The Casting in this film is extremely well suited. Leonardo Di Caprio, playing Billy (William) Costigan and Matt Damon playing Colin Sullivan, make great rivals and both of them do justice to their characters, developing them in different ways. Leo endears his character, Billy, to us through his vulnerability and fear which he shows only to Madolyn like a scared rabbit caught in a trap. On the other hand, our dislike of Matt Damon grows stronger when we see how his character Colin is intimidating Billy, like the shadow of the hunter falling upon the poor rabbit. You empathise with both characters because of the double lives they lead, but while you want Billy to escape unharmed; you want Queenan to catch the infiltrator, Colin.

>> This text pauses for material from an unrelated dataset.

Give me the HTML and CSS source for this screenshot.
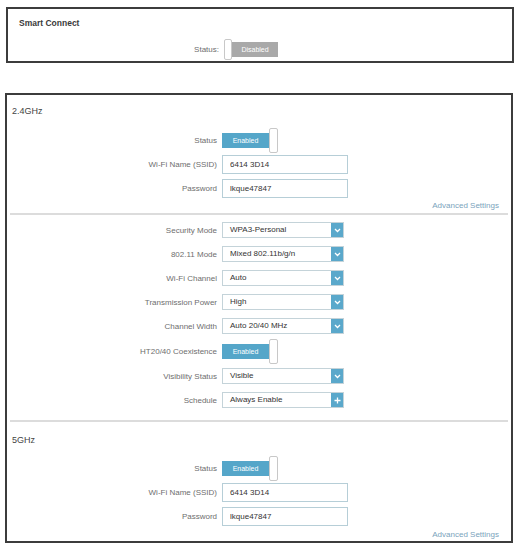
FILE: index.html
```html
<!DOCTYPE html>
<html lang="en">
<head>
  <meta charset="UTF-8" />
  <title>Wireless Settings</title>
  <link rel="stylesheet" href="styles.css">
</head>
<body>
  <div class="page">
    <div class="panel smart">
      <div class="panel-title">Smart Connect</div>
      <div class="row">
        <span class="label">Status:</span>
        <div class="toggle off"><span class="knob"></span><span class="bar">Disabled</span></div>
      </div>
    </div>

    <div class="panel bands">
      <section class="band">
        <h2>2.4GHz</h2>
        <div class="row">
          <span class="label">Status</span>
          <div class="toggle on"><span class="bar">Enabled</span><span class="knob"></span></div>
        </div>
        <div class="row">
          <span class="label">Wi-Fi Name (SSID)</span>
          <input class="field" type="text" value="6414 3D14">
        </div>
        <div class="row">
          <span class="label">Password</span>
          <input class="field" type="text" value="lkque47847">
        </div>
        <a class="advanced">Advanced Settings</a>
      </section>

      <div class="divider"></div>

      <section class="settings">
        <div class="row">
          <span class="label">Security Mode</span>
          <div class="select"><span class="value">WPA3-Personal</span><span class="btn"><svg width="7" height="5" viewBox="0 0 7 5"><path d="M1 1l2.5 2.5L6 1" /></svg></span></div>
        </div>
        <div class="row">
          <span class="label">802.11 Mode</span>
          <div class="select"><span class="value">Mixed 802.11b/g/n</span><span class="btn"><svg width="7" height="5" viewBox="0 0 7 5"><path d="M1 1l2.5 2.5L6 1" /></svg></span></div>
        </div>
        <div class="row">
          <span class="label">Wi-Fi Channel</span>
          <div class="select"><span class="value">Auto</span><span class="btn"><svg width="7" height="5" viewBox="0 0 7 5"><path d="M1 1l2.5 2.5L6 1" /></svg></span></div>
        </div>
        <div class="row">
          <span class="label">Transmission Power</span>
          <div class="select"><span class="value">High</span><span class="btn"><svg width="7" height="5" viewBox="0 0 7 5"><path d="M1 1l2.5 2.5L6 1" /></svg></span></div>
        </div>
        <div class="row">
          <span class="label">Channel Width</span>
          <div class="select"><span class="value">Auto 20/40 MHz</span><span class="btn"><svg width="7" height="5" viewBox="0 0 7 5"><path d="M1 1l2.5 2.5L6 1" /></svg></span></div>
        </div>
        <div class="row tall">
          <span class="label">HT20/40 Coexistence</span>
          <div class="toggle on"><span class="bar">Enabled</span><span class="knob"></span></div>
        </div>
        <div class="row">
          <span class="label">Visibility Status</span>
          <div class="select"><span class="value">Visible</span><span class="btn"><svg width="7" height="5" viewBox="0 0 7 5"><path d="M1 1l2.5 2.5L6 1" /></svg></span></div>
        </div>
        <div class="row">
          <span class="label">Schedule</span>
          <div class="select"><span class="value">Always Enable</span><span class="btn"><svg width="7" height="7" viewBox="0 0 7 7"><path d="M3.5 0.5v6M0.5 3.5h6" /></svg></span></div>
        </div>
      </section>

      <div class="divider"></div>

      <section class="band five">
        <h2>5GHz</h2>
        <div class="row">
          <span class="label">Status</span>
          <div class="toggle on"><span class="bar">Enabled</span><span class="knob"></span></div>
        </div>
        <div class="row">
          <span class="label">Wi-Fi Name (SSID)</span>
          <input class="field" type="text" value="6414 3D14">
        </div>
        <div class="row">
          <span class="label">Password</span>
          <input class="field" type="text" value="lkque47847">
        </div>
        <a class="advanced">Advanced Settings</a>
      </section>
    </div>
  </div>
</body>
</html>
```

FILE: styles.css
```css
body {
  margin: 0;
  font-family: 'Liberation Sans', Arial, sans-serif;
  background-color: #fff;
  color: #6b6b6b;
}
.page {
  padding: 7px 0 0 6px;
}
.panel {
  width: 508px;
  box-sizing: border-box;
  border: 2px solid #3c3c3c;
}
.smart {
  padding: 8px 0 0 0;
}
.panel-title {
  padding-left: 11px;
  height: 12px;
  line-height: 12px;
  font-size: 8.5px;
  font-weight: bold;
  color: #3a3a3a;
  margin-bottom: 8px;
}
.smart .row {
  grid-template-columns: 211px auto;
}
.bands {
  margin: 30px 0 0 -1px;
}
h2 {
  margin: 0;
  padding-left: 5px;
  height: 16px;
  line-height: 16px;
  font-size: 9px;
  font-weight: normal;
  color: #444;
}
.band {
  padding-top: 8px;
}
.band h2 {
  margin-bottom: 9px;
}
.band.five {
  padding-top: 10px;
}
.band.five h2 {
  margin-bottom: 8px;
}
.row {
  display: grid;
  grid-template-columns: 210px auto;
  column-gap: 5px;
  align-items: center;
  height: 24px;
}
.row.tall {
  height: 26px;
}
.label {
  text-align: right;
  font-size: 8px;
  color: #6e6e6e;
}
.toggle {
  display: flex;
  align-items: center;
}
.toggle .bar {
  height: 15px;
  line-height: 15px;
  text-align: center;
  font-size: 7px;
  color: #fff;
}
.toggle .knob {
  box-sizing: border-box;
  background: #fff;
  border: 1px solid #c8c8c8;
  border-radius: 2px;
}
.toggle.on .bar {
  width: 47px;
  background-color: #55a6c9;
}
.toggle.on .knob {
  width: 9px;
  height: 25px;
}
.toggle.off .bar {
  width: 46px;
  background-color: #a9a9a9;
}
.toggle.off .knob {
  width: 8px;
  height: 21px;
}
.field {
  width: 126px;
  height: 19px;
  box-sizing: border-box;
  margin: 0;
  padding: 0 7px;
  border: 1px solid #b6ced7;
  font-family: 'Liberation Sans', Arial, sans-serif;
  font-size: 8px;
  color: #333;
  outline: none;
}
.select {
  display: flex;
  width: 122px;
  height: 16px;
  box-sizing: border-box;
  border: 1px solid #c4d3d9;
}
.select .value {
  flex: 1;
  padding-left: 7px;
  line-height: 14px;
  font-size: 8px;
  color: #333;
}
.select .btn {
  width: 12px;
  display: flex;
  align-items: center;
  justify-content: center;
  background-color: #5aa8cb;
}
.select .btn path {
  fill: none;
  stroke: #fff;
  stroke-width: 1.3;
}
.advanced {
  display: block;
  height: 12px;
  line-height: 12px;
  padding-right: 12px;
  text-align: right;
  font-size: 8px;
  color: #7aa3bc;
}
.band .advanced {
  margin-top: 0;
}
.band.five .advanced {
  margin-top: 1px;
}
.divider {
  height: 2px;
  margin: 1px 3px 0 3px;
  background-color: #dcdcdc;
}
.settings {
  padding: 3px 0 8px 0;
}
.settings + .divider {
  margin-top: 0;
}
```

Though the film is extremely fast paced, Scorsese proves once again his excellence in directing through the relationship he has with his cast and the selective freedom he allows them. The casting of Jack Nicholson as Frank adds a lot of volume and colour to the already colourful Frank, making his role much more believable because of the originality and freshness. One such example would be the scene where Costello throws cocaine at the prostitutes – the last thing you could accuse the movie of is truism. The scenes with Jack Nicholson were improvised to a large extent and were loosely scripted because Scorsese felt that Nicholson would add to the characters fright if he was given the chance to do whatever he wanted.

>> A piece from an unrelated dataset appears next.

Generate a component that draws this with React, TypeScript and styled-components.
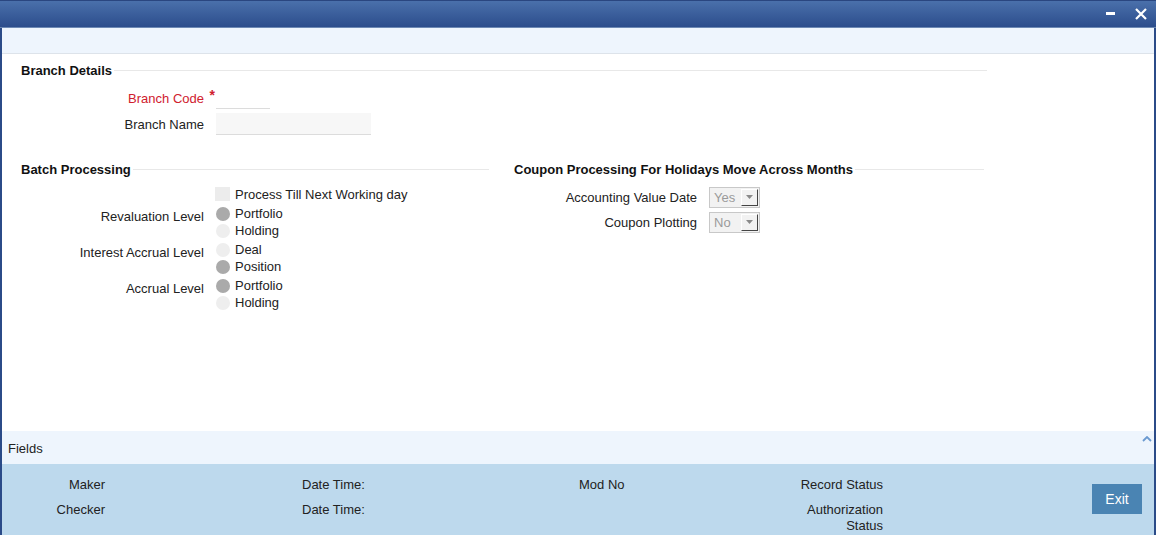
import React from "react";
import styled, { createGlobalStyle } from "styled-components";

const Global = createGlobalStyle`
  html, body { margin: 0; padding: 0; background: #ffffff; }
  body { font-family: "Liberation Sans", Arial, sans-serif; font-size: 13px; color: #222; }
  * { box-sizing: border-box; }
`;

const Window = styled.div`
  width: 1156px;
  height: 535px;
  display: flex;
  flex-direction: column;
  border-left: 2px solid #2b4b88;
  border-right: 2px solid #2b4b88;
  background: #fff;
`;

const TitleBar = styled.div`
  height: 28px;
  flex: none;
  margin: 0 -2px;
  background: linear-gradient(#4a70ab, #2c4d8c);
  border-top: 1px solid #2a4680;
  border-bottom: 1px solid #6d89b4;
  display: flex;
  align-items: center;
  justify-content: flex-end;
  gap: 17px;
  padding-right: 8px;
`;

const WinButton = styled.button`
  background: none;
  border: none;
  padding: 0;
  width: 14px;
  height: 14px;
  display: flex;
  align-items: center;
  justify-content: center;
  cursor: pointer;
`;

const Toolbar = styled.div`
  height: 26px;
  flex: none;
  background: #eef5fd;
  border-bottom: 1px solid #dde3ea;
`;

const Content = styled.div`
  flex: 1;
  padding-top: 8px;
  display: flex;
  flex-direction: column;
`;

const SectionHeader = styled.div<{ $end: number }>`
  display: flex;
  align-items: center;
  gap: 2px;
  width: ${(p) => p.$end}px;
  height: 16px;
  font-weight: bold;
  font-size: 13px;
  color: #111;
  white-space: nowrap;
  &::after {
    content: "";
    flex: 1;
    height: 1px;
    background: #e8e8e8;
  }
`;

const LeftHeader = styled(SectionHeader)`
  padding-left: 19px;
`;

const Rows = styled.div<{ $gap: number; $top: number }>`
  display: flex;
  flex-direction: column;
  gap: ${(p) => p.$gap}px;
  margin-top: ${(p) => p.$top}px;
`;

const Row = styled.div`
  display: flex;
  align-items: center;
  height: 22px;
`;

const Label = styled.div<{ $w: number; $req?: boolean }>`
  width: ${(p) => p.$w}px;
  flex: none;
  text-align: right;
  color: ${(p) => (p.$req ? "#d0202e" : "#222")};
  padding-right: 12px;
  white-space: nowrap;
  position: relative;
`;

const Star = styled.span`
  position: absolute;
  right: 1px;
  top: -4px;
  color: #d0202e;
  font-size: 14px;
  font-weight: bold;
`;

const TextInput = styled.div<{ $w: number; $bg: string }>`
  width: ${(p) => p.$w}px;
  height: 22px;
  background: ${(p) => p.$bg};
  border-bottom: 1px solid #dcdcdc;
`;

const Columns = styled.div`
  display: flex;
  margin-top: 26px;
`;

const LeftCol = styled.div`
  width: 512px;
  flex: none;
`;

const RightCol = styled.div`
  flex: none;
`;

const OptionRow = styled.div`
  display: flex;
  align-items: center;
  height: 17px;
  gap: 5px;
  white-space: nowrap;
`;

const CheckRow = styled(OptionRow)`
  height: 18px;
  padding-left: 213px;
  gap: 5px;
`;

const Check = styled.span`
  width: 15px;
  height: 14px;
  background: #ececec;
  display: inline-block;
`;

const Group = styled.div`
  display: flex;
  align-items: flex-start;
`;

const GroupLabel = styled(Label)`
  padding-top: 3px;
  line-height: 17px;
`;

const Options = styled.div`
  display: flex;
  flex-direction: column;
`;

const Radio = styled.span<{ $on?: boolean }>`
  width: 14px;
  height: 14px;
  border-radius: 50%;
  background: ${(p) => (p.$on ? "#aaaaaa" : "#eeeeee")};
  display: inline-block;
  flex: none;
`;

const Select = styled.div`
  width: 51px;
  height: 21px;
  border: 1px solid #c8c8c8;
  background: #f2f2f2;
  display: flex;
  align-items: center;
  justify-content: space-between;
  padding: 0 1px 0 4px;
  color: #9a9a9a;
  font-size: 13px;
`;

const SelectBtn = styled.span`
  width: 17px;
  height: 17px;
  background: #f2f2f2;
  border-top: 1px solid #fff;
  border-left: 1px solid #fff;
  border-right: 1px solid #444;
  border-bottom: 1px solid #444;
  display: flex;
  align-items: center;
  justify-content: center;
`;

const FieldsBar = styled.div`
  height: 33px;
  flex: none;
  background: #eef5fd;
  display: flex;
  align-items: center;
  justify-content: space-between;
  padding: 2px 2px 0 6px;
  font-size: 13px;
  color: #222;
`;

const Caret = styled.span`
  align-self: flex-start;
  margin-top: 3px;
  display: flex;
`;

const Footer = styled.div`
  height: 71px;
  flex: none;
  background: #bdd9ed;
  display: flex;
  align-items: flex-start;
`;

const Audit = styled.div`
  display: grid;
  grid-template-columns: 103px 474px 214px 90px;
  row-gap: 9px;
  padding-top: 13px;
  line-height: 16px;
`;

const AuditCell = styled.div<{ $align: "left" | "right"; $pad?: number }>`
  text-align: ${(p) => p.$align};
  padding-left: ${(p) => p.$pad ?? 0}px;
  color: #222;
`;

const ExitButton = styled.button`
  margin-left: 209px;
  margin-top: 20px;
  width: 50px;
  height: 30px;
  border: none;
  background: #4a84b3;
  color: #fff;
  font-family: "Liberation Sans", Arial, sans-serif;
  font-size: 14px;
  cursor: pointer;
`;

const Arrow = () => (
  <svg width="7" height="4" viewBox="0 0 7 4">
    <path d="M0 0h7L3.5 4z" fill="#8a8a8a" />
  </svg>
);

const SelectBox = ({ value }: { value: string }) => (
  <Select>
    <span>{value}</span>
    <SelectBtn>
      <Arrow />
    </SelectBtn>
  </Select>
);

export default function App() {
  return (
    <>
      <Global />
      <Window>
        <TitleBar>
          <WinButton aria-label="minimize">
            <svg width="9" height="4" viewBox="0 0 9 4">
              <rect x="0" y="0" width="9" height="3" fill="#fff" />
            </svg>
          </WinButton>
          <WinButton aria-label="close">
            <svg width="12" height="12" viewBox="0 0 12 12">
              <path d="M1 1L11 11M11 1L1 11" stroke="#fff" strokeWidth="2.2" />
            </svg>
          </WinButton>
        </TitleBar>
        <Toolbar />
        <Content>
          <LeftHeader $end={985}>Branch Details</LeftHeader>
          <Rows $gap={4} $top={9}>
            <Row>
              <Label $w={214} $req>
                Branch Code<Star>*</Star>
              </Label>
              <TextInput $w={54} $bg="#ffffff" />
            </Row>
            <Row>
              <Label $w={214}>Branch Name</Label>
              <TextInput $w={155} $bg="#f7f7f7" />
            </Row>
          </Rows>
          <Columns>
            <LeftCol>
              <LeftHeader $end={487}>Batch Processing</LeftHeader>
              <Rows $gap={2} $top={8}>
                <CheckRow>
                  <Check />
                  Process Till Next Working day
                </CheckRow>
                <Group>
                  <GroupLabel $w={214}>Revaluation Level</GroupLabel>
                  <Options>
                    <OptionRow><Radio $on />Portfolio</OptionRow>
                    <OptionRow><Radio />Holding</OptionRow>
                  </Options>
                </Group>
                <Group>
                  <GroupLabel $w={214}>Interest Accrual Level</GroupLabel>
                  <Options>
                    <OptionRow><Radio />Deal</OptionRow>
                    <OptionRow><Radio $on />Position</OptionRow>
                  </Options>
                </Group>
                <Group>
                  <GroupLabel $w={214}>Accrual Level</GroupLabel>
                  <Options>
                    <OptionRow><Radio $on />Portfolio</OptionRow>
                    <OptionRow><Radio />Holding</OptionRow>
                  </Options>
                </Group>
              </Rows>
            </LeftCol>
            <RightCol>
              <SectionHeader $end={470}>Coupon Processing For Holidays Move Across Months</SectionHeader>
              <Rows $gap={3} $top={9}>
                <Row>
                  <Label $w={195}>Accounting Value Date</Label>
                  <SelectBox value="Yes" />
                </Row>
                <Row>
                  <Label $w={195}>Coupon Plotting</Label>
                  <SelectBox value="No" />
                </Row>
              </Rows>
            </RightCol>
          </Columns>
        </Content>
        <FieldsBar>
          <span>Fields</span>
          <Caret>
            <svg width="10" height="6" viewBox="0 0 10 6">
              <path d="M1 5L5 1L9 5" stroke="#6b9ad0" strokeWidth="1.8" fill="none" />
            </svg>
          </Caret>
        </FieldsBar>
        <Footer>
          <Audit>
            <AuditCell $align="right">Maker</AuditCell>
            <AuditCell $align="left" $pad={197}>Date Time:</AuditCell>
            <AuditCell $align="left">Mod No</AuditCell>
            <AuditCell $align="right">Record Status</AuditCell>
            <AuditCell $align="right">Checker</AuditCell>
            <AuditCell $align="left" $pad={197}>Date Time:</AuditCell>
            <AuditCell $align="left"></AuditCell>
            <AuditCell $align="right">Authorization Status</AuditCell>
          </Audit>
          <ExitButton>Exit</ExitButton>
        </Footer>
      </Window>
    </>
  );
}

The film is really enjoyable because of the down-to-earth and witty dialogue. One of my favourite parts of the movie that embody this characteristic is when Frank Costello (Nicholson) meets Colin as a boy in a grocery store and he asks him “you do well in school?” Colin replies “Yeah”. Costello reflects “Good. So did I. They call that a paradox.” It is also the only film that has used the “F” word or derivations of it 237 times and also won an Oscar for Best Picture as well as three other Oscars, forty four wins and forty four nominations. It is also the second remake to win an Oscar for Best Picture. Considering that the first was Ben Hur, it puts this feat on an even higher pedestal for realistic acting.

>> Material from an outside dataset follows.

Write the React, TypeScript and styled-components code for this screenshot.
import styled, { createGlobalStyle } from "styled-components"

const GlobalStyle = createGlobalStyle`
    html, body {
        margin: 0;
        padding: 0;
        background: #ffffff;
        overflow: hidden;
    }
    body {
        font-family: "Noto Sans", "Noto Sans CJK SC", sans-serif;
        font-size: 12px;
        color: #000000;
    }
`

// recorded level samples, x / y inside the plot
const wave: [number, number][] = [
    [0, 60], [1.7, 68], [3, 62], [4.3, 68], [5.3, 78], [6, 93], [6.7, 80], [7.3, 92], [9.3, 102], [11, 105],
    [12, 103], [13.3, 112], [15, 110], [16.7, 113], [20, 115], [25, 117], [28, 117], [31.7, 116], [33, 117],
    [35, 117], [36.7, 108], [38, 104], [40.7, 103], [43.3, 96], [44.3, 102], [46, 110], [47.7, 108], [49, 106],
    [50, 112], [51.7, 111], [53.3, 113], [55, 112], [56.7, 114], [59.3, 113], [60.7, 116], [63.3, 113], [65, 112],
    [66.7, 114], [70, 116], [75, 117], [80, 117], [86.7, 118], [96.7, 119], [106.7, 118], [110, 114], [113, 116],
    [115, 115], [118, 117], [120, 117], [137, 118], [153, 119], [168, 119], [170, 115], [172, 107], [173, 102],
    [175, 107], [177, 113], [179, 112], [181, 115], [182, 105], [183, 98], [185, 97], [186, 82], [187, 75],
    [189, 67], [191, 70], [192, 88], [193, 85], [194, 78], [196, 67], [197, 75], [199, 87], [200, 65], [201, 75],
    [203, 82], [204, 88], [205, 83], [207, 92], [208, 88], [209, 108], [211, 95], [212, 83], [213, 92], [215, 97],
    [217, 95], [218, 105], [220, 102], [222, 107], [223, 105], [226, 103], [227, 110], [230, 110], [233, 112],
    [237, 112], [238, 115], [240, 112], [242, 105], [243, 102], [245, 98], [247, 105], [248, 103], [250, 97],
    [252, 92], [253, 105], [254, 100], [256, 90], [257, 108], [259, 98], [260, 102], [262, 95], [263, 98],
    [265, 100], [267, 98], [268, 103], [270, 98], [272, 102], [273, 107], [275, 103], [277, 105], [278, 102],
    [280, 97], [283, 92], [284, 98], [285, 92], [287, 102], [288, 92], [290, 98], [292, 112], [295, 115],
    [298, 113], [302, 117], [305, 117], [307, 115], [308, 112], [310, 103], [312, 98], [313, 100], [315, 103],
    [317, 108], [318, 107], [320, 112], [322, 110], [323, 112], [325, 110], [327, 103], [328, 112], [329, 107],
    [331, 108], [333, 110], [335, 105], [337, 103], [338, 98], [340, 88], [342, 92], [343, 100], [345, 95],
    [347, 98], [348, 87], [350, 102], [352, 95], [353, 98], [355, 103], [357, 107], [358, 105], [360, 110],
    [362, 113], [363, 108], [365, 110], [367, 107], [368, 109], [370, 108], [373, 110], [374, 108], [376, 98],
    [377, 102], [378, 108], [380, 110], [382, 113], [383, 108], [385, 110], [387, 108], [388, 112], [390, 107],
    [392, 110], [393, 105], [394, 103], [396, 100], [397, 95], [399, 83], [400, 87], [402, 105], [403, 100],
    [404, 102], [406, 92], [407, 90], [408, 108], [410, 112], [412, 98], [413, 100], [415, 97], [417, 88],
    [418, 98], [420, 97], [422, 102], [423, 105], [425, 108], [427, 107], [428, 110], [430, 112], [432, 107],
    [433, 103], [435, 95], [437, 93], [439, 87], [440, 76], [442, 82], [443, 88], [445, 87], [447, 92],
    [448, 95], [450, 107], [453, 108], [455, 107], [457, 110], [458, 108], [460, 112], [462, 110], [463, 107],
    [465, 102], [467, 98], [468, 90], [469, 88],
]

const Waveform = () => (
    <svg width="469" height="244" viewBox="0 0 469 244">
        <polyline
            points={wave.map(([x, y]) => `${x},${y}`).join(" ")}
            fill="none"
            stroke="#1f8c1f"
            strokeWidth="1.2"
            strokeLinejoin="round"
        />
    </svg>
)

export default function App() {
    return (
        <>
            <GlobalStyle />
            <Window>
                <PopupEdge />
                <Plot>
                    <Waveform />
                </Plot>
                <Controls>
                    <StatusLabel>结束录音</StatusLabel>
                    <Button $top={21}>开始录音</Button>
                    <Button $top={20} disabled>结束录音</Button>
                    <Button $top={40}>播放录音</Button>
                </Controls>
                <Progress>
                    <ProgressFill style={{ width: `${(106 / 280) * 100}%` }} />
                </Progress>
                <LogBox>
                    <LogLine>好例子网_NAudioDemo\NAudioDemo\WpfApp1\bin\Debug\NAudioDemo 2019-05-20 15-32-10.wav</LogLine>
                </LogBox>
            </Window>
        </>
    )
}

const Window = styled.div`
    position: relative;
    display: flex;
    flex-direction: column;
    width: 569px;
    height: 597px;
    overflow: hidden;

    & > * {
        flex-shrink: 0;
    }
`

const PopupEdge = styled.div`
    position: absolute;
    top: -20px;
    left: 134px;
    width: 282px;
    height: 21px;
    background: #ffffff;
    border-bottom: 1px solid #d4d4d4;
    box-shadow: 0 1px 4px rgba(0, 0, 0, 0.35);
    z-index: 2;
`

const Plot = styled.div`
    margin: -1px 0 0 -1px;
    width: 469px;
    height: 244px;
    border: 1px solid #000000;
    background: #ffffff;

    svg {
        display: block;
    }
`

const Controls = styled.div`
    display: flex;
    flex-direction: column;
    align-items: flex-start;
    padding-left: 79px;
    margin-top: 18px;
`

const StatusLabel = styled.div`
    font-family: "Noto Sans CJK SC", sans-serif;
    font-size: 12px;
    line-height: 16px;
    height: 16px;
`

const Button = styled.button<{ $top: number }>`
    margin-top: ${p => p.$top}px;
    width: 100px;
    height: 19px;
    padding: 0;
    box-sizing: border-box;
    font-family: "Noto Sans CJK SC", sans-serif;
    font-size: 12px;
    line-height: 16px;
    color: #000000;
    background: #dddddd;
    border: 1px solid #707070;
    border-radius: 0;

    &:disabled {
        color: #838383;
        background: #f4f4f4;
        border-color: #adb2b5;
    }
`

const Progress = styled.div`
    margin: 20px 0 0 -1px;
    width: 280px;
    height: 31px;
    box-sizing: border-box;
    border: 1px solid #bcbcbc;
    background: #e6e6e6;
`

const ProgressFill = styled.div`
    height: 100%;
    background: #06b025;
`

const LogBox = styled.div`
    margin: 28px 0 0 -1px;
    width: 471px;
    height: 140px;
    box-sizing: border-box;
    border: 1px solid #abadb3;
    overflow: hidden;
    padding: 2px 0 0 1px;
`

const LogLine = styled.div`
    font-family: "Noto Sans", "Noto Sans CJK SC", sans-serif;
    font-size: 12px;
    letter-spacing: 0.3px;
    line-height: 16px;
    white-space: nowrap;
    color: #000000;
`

The reason the acting was so realistic, enabling the movie to create and maintain an intense atmosphere, is because of the amount of research done by actors about their characters before hand. Mark Wahlberg based his performance on the Police Officers who’d arrested him countless times in his youth and the reactions of his parents who had to bail him out with their grocery money. Matt Damon worked in a Massachusetts State police unit out of Boston as research for his characters occupation. He accompanied them on routine patrols, took part in a drug raid and was taught proper police procedures like how to pat down a suspect. Overall, I was impressed with the use of clever cutting and camera work using complex angles and technical tricks to enhance the film’s suspense scenes, for example the scene where Queenan is pushed off the top of the building and lands with a gruesome “splat” right next to Billy. It holds the interest of the viewer in this enthralling 21st Century Crime film capturing the essence of the word subtlety in the departure of those on their way to pearly white gates – or not.

In the end, it’s not about the good or the bad, the rich or the poor, the bold or the beautiful – it’s about The Departed.